Go through the listing beneath this task and return every line that carries the string "code".

--- START SUPPLIED DATA ---

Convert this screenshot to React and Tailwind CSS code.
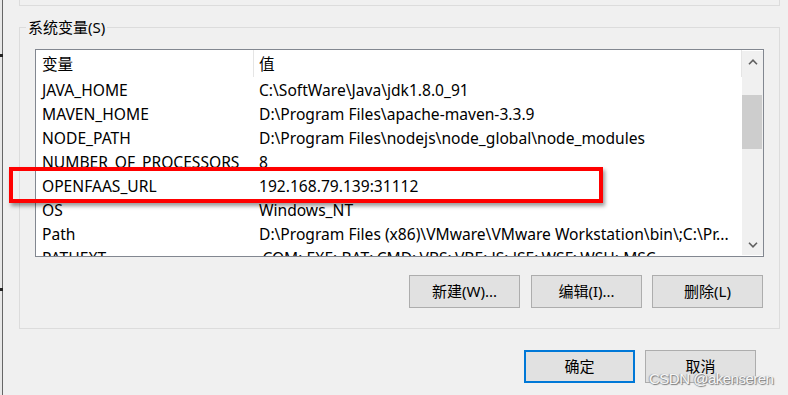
import React from "react";

const rows = [
  ["JAVA_HOME", "C:\\SoftWare\\Java\\jdk1.8.0_91"],
  ["MAVEN_HOME", "D:\\Program Files\\apache-maven-3.3.9"],
  ["NODE_PATH", "D:\\Program Files\\nodejs\\node_global\\node_modules"],
  ["NUMBER_OF_PROCESSORS", "8"],
  ["OPENFAAS_URL", "192.168.79.139:31112"],
  ["OS", "Windows_NT"],
  ["Path", "D:\\Program Files (x86)\\VMware\\VMware Workstation\\bin\\;C:\\Pr..."],
  ["PATHEXT", ".COM;.EXE;.BAT;.CMD;.VBS;.VBE;.JS;.JSE;.WSF;.WSH;.MSC"],
];

function Btn({ children, primary }) {
  return (
    <button
      className={
        "w-[111px] h-[33px] bg-[#e1e1e1] flex items-center justify-center text-[15px] text-black " +
        (primary ? "border-2 border-[#0078d7]" : "border border-[#adadad]")
      }
    >
      {children}
    </button>
  );
}

export default function App() {
  return (
    <div className="relative w-[788px] h-[395px] overflow-hidden bg-[#f0f0f0] font-['Noto_Sans','Noto_Sans_CJK_SC',sans-serif] text-[15px] text-black flex">
      <div className="w-[2px] h-full bg-[#e8e8e8]" />
      <div className="w-[1px] h-full bg-[#666666]" />
      <div className="flex flex-col pl-[16px]">
        <div className="w-[761px] h-[6px] border-x border-b border-[#dcdcdc]" />
        <fieldset className="mt-[11px] w-[761px] h-[312px] border border-[#dcdcdc] p-0 m-0 min-w-0">
          <legend className="ml-[6px] px-[2px] leading-[20px]">系统变量(S)</legend>
          <div className="px-[15px] pt-[12px]">
            <div className="w-[729px] h-[208px] border border-[#828790] bg-white flex">
              <div className="flex-1 flex flex-col overflow-hidden text-[15.6px] leading-[20px]">
                <div className="h-[27px] flex shrink-0">
                  <div className="w-[218px] h-full pl-[6px] border-r border-[#e5e5e5] flex items-center">变量</div>
                  <div className="flex-1 h-full pl-[5px] border-r border-[#e5e5e5] flex items-center">值</div>
                </div>
                {rows.map(([k, v]) => (
                  <div key={k} className="h-[24px] pt-[1px] flex items-center shrink-0 whitespace-nowrap">
                    <div className="w-[218px] pl-[6px] overflow-hidden">{k}</div>
                    <div className="flex-1 pl-[5px] overflow-hidden">{v}</div>
                  </div>
                ))}
              </div>
              <div className="w-[21px] my-[1px] bg-[#f0f0f0] flex flex-col">
                <div className="h-[21px] flex items-center justify-center">
                  <svg width="10" height="6" viewBox="0 0 10 6">
                    <polyline points="1,5.2 5,1.2 9,5.2" fill="none" stroke="#606060" strokeWidth="1.6" />
                  </svg>
                </div>
                <div className="h-[23px]" />
                <div className="h-[54px] bg-[#cdcdcd] mr-[1px]" />
                <div className="flex-1" />
                <div className="h-[21px] flex items-center justify-center">
                  <svg width="10" height="6" viewBox="0 0 10 6">
                    <polyline points="1,0.8 5,4.8 9,0.8" fill="none" stroke="#606060" strokeWidth="1.6" />
                  </svg>
                </div>
              </div>
            </div>
            <div className="mt-[18px] pr-[1px] flex justify-end">
              <Btn>新建(W)...</Btn>
              <div className="w-[11px]" />
              <Btn>编辑(I)...</Btn>
              <div className="w-[10px]" />
              <Btn>删除(L)</Btn>
            </div>
          </div>
        </fieldset>
        <div className="mt-[21px] w-[737px] flex justify-end gap-[10px]">
          <Btn primary>确定</Btn>
          <Btn>取消</Btn>
        </div>
      </div>

      {/* annotation overlay */}
      <div className="absolute left-[9px] top-[167px] w-[594px] h-[36px] border-4 border-[#ff0000] shadow-[2px_3px_4px_rgba(0,0,0,0.4)]" />
      {/* window-edge ticks */}
      <div className="absolute left-0 top-[54px] w-[3px] h-[3px] bg-[#222222]" />
      <div className="absolute left-0 top-[288px] w-[3px] h-[3px] bg-[#222222]" />
      {/* watermark */}
      <div className="absolute left-[649px] top-[369px] leading-[20px] text-[15px] tracking-[-0.5px] font-['Liberation_Sans',Arial,sans-serif] text-[#f6f6f6] [text-shadow:1px_1px_1px_#7a7a7a,-1px_0_1px_#a0a0a0]">
        CSDN @akenseren
      </div>
    </div>
  );
}
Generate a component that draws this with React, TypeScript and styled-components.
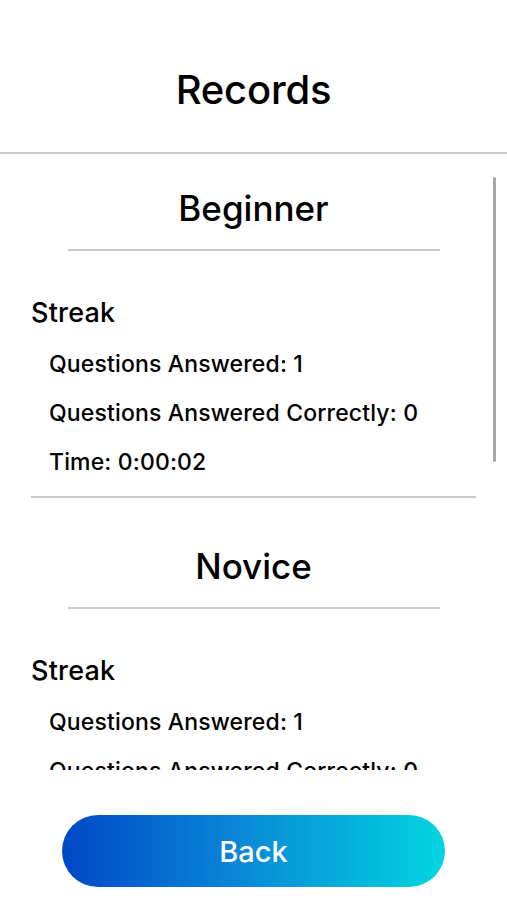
import styled, { createGlobalStyle } from 'styled-components';

type Stat = { label: string; value: string };

type Level = {
  name: string;
  group: string;
  stats: Stat[];
};

const LEVELS: Level[] = [
  {
    name: 'Beginner',
    group: 'Streak',
    stats: [
      { label: 'Questions Answered', value: '1' },
      { label: 'Questions Answered Correctly', value: '0' },
      { label: 'Time', value: '0:00:02' },
    ],
  },
  {
    name: 'Novice',
    group: 'Streak',
    stats: [
      { label: 'Questions Answered', value: '1' },
      { label: 'Questions Answered Correctly', value: '0' },
      { label: 'Time', value: '0:00:03' },
    ],
  },
];

const GlobalStyle = createGlobalStyle`
  html,
  body {
    margin: 0;
    padding: 0;
    background: #ffffff;
  }

  body {
    font-family: Inter, "Noto Sans", "Liberation Sans", sans-serif;
    color: #000000;
  }
`;

export default function App() {
  return (
    <>
      <GlobalStyle />
      <Screen>
        <Header>
          <Title>Records</Title>
        </Header>

        <ScrollArea>
          <ScrollContent>
            {LEVELS.map((level) => (
              <Section key={level.name}>
                <LevelName>{level.name}</LevelName>
                <LevelRule />
                <GroupTitle>{level.group}</GroupTitle>
                <StatList>
                  {level.stats.map((stat) => (
                    <StatRow key={stat.label}>
                      {stat.label}: {stat.value}
                    </StatRow>
                  ))}
                </StatList>
                <SectionRule />
              </Section>
            ))}
          </ScrollContent>
          <ScrollThumb aria-hidden="true" />
        </ScrollArea>

        <Footer>
          <BackButton type="button">Back</BackButton>
        </Footer>
      </Screen>
    </>
  );
}

const Screen = styled.div`
  display: flex;
  flex-direction: column;
  width: 507px;
  height: 900px;
  overflow: hidden;
`;

const Header = styled.header`
  display: flex;
  flex-shrink: 0;
  align-items: center;
  justify-content: center;
  height: 154px;
  padding-top: 26px;
  box-sizing: border-box;
  border-bottom: 2px solid #c9c9c9;
`;

const Title = styled.h1`
  margin: 0;
  font-size: 40px;
  font-weight: 500;
  letter-spacing: -0.2px;
`;

const ScrollArea = styled.div`
  position: relative;
  flex-shrink: 0;
  height: 616px;
  overflow: hidden;
`;

const ScrollContent = styled.div`
  margin-top: -14px;
  padding: 0 31px;
`;

const Section = styled.section`
  display: flex;
  flex-direction: column;
  padding-top: 46px;
`;

const LevelName = styled.h2`
  margin: 0;
  height: 44px;
  line-height: 44px;
  text-align: center;
  font-size: 35px;
  font-weight: 500;
`;

const LevelRule = styled.div`
  align-self: center;
  width: 372px;
  height: 2px;
  margin-top: 19px;
  background: #c9c9c9;
`;

const GroupTitle = styled.h3`
  margin: 46px 0 0;
  line-height: 32px;
  font-size: 27px;
  font-weight: 500;
  letter-spacing: 0.2px;
`;

const StatList = styled.div`
  display: flex;
  flex-direction: column;
  margin-top: 11px;
  padding-left: 18px;
`;

const StatRow = styled.p`
  margin: 0;
  line-height: 49px;
  font-size: 23px;
  font-weight: 500;
  letter-spacing: 0.15px;
  white-space: nowrap;
`;

const SectionRule = styled.div`
  height: 2px;
  margin-top: 9px;
  background: #c9c9c9;
`;

const ScrollThumb = styled.div`
  position: absolute;
  top: 23px;
  right: 11px;
  width: 3px;
  height: 285px;
  border-radius: 2px;
  background: #a8a8a8;
`;

const Footer = styled.footer`
  display: flex;
  justify-content: center;
  padding-top: 45px;
`;

const BackButton = styled.button`
  width: 383px;
  height: 72px;
  border: 0;
  border-radius: 36px;
  background: linear-gradient(90deg, #0047c6 0%, #0a86d6 45%, #00d6e0 100%);
  color: #ffffff;
  font-family: Inter, "Noto Sans", "Liberation Sans", sans-serif;
  font-size: 29px;
  font-weight: 500;
  cursor: pointer;
`;
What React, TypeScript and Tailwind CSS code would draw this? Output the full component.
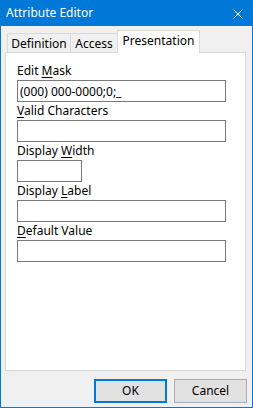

--- END SUPPLIED DATA ---

▶ SOLUTION
Convert this screenshot to React and Tailwind CSS code.
What React, TypeScript and Tailwind CSS code would draw this? Output the full component.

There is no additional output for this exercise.